An artist's impression of the two families of exocomets surrounding Beta Pictoris. ESO/L. Calçada

About 63 light years from our Sun, you’ll find a relatively young star called Beta Pictoris. A mere 20 million years old, Beta Pictoris is surrounded by a very active and eclectic mix of objects – including clouds of gas and dust, as well as a plethora of orbiting comets.

Now researchers are learning a little bit more about the cometary hoard that circulates around this baby star. Utilizing very precise instruments at the La Silla Observatory in Chile, French astronomers analyzed hundreds of exocomets orbiting Beta Pictoris. They discovered two distinct types of comets: an older class that have passed by the sun many times, and younger, rougher comets that are perhaps the products of a planetary breakup or collision.

Astronomers have been studying Beta Pictoris for nearly 30 years, documenting subtle variations in its light over time. It is thought that these light changes denote a comet passing in front of the star. “When the comet passes in front, there is a cometary tail which absorbs some of the starlight,” Flavien Kiefer, lead author of the study, tells Popular Science. “And when that light is absorbed, it has an impact on the light spectrum.”

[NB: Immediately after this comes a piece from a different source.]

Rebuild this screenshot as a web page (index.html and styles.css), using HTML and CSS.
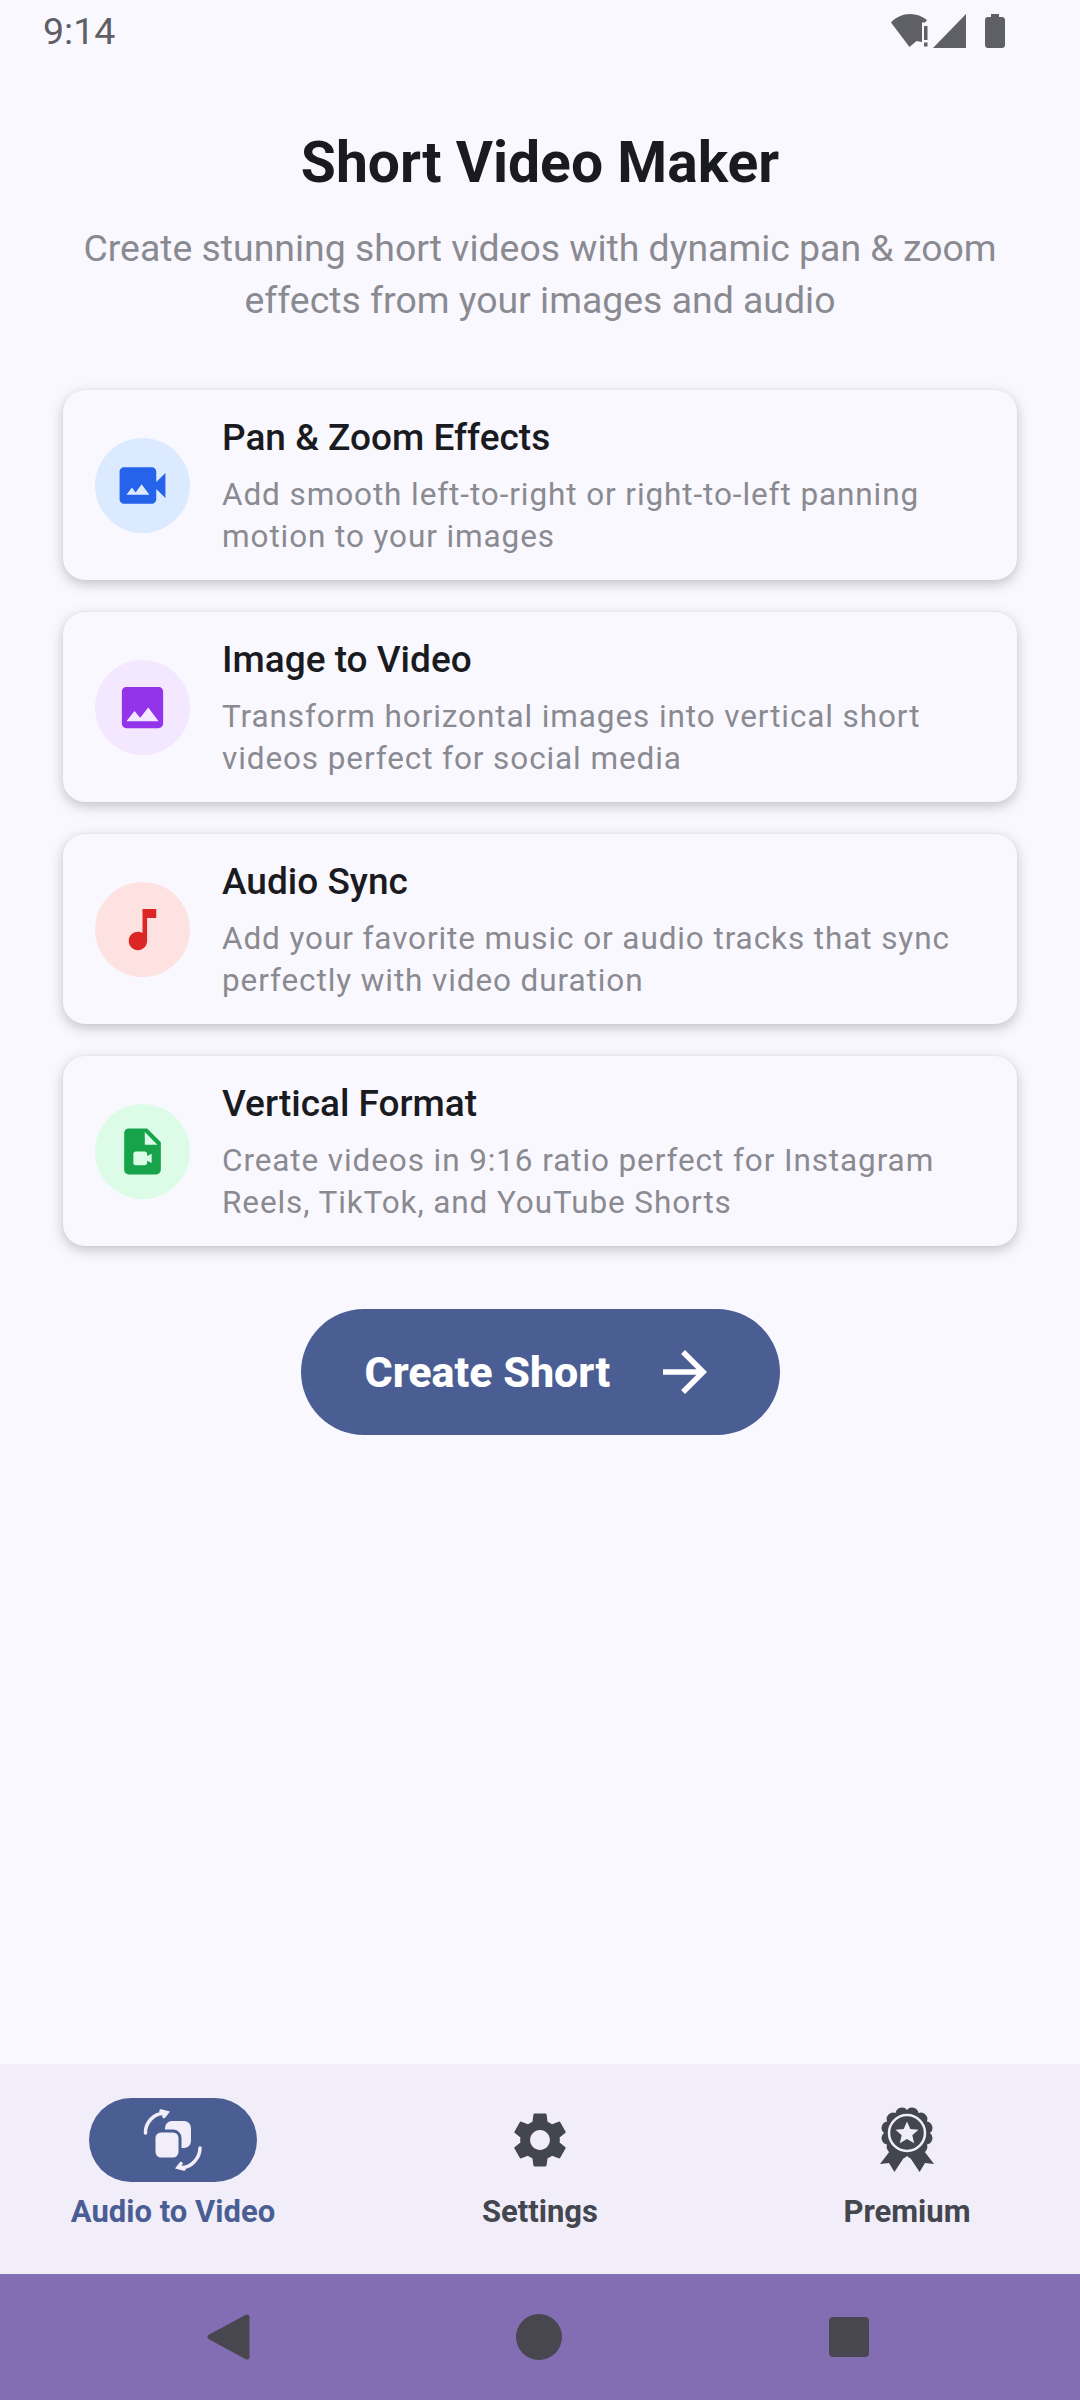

Kiefer and his team of researchers reviewed more than 1,000 observations of light changes around Beta Pictoris, which were captured by the HARPS instrument on the European Southern Observatory’s 3.6-meter telescope in Chile. They selected a sample of 493 separate exocomets, sometimes analyzing them on multiple passes by the star.

Beta Pictoris In Infrared

This composite image reveals the close environment of Beta Pictoris in near infrared light. The outer part shows the reflected light on the dust disc, and the inner part is the innermost part of the system.

They noticed some distinct differences in how the comet tails warped the star’s light, which revealed a lot about the physical properties and the origins of the comets. They also observed differences in the comets’ orbits.

“The two families had different behaviors,” Kiefer explains. “One family of comet had a wide variety of orbits. The orbits have an orientation, and we saw a wide variety of orientation of this family. While in the other family, we saw one particular formation of orbit.”

Taking all these observations into account, the research team concluded that two very different types of comets surround Beta Pictoris. The first type of comets are much older and smoother, having passed by the star many times. Their wide variety of orbits indicates that a planet is controlling them. This object could very well be the giant planet Beta Pictoris b.

The second exocomet family consists of more active comets that evaporate a lot of gas and dust, much more so than the first family. Many comets are rich in ices, but as they get closer to a star, these ices evaporate. Since the second comet class is still giving off a lot of gaseous material, it means they are much younger than their older comet counterparts.

The uniform orbits of the young comets also reveal something very cool about their origin. It’s likely that these exocomets are the result of a breakdown of a larger object, possibly a planet. And now, that object’s fragments are in an orbit that grazes Beta Pictoris.

All of these discoveries provide clues as to how this planetary system formed millions of years ago, as well as how our own solar system formed. Just like around Beta Pictoris, there are many different classes of comets in our own system, some of which are similar to those in the study. “We see objects that are very analogous to what we know. Comets in our solar system are trapped inside by Jupiter,” Kiefer says, comparing them to the older family of exocomets. “This is just one of many similar behaviors we see.”

The researchers published their work in the journal Nature.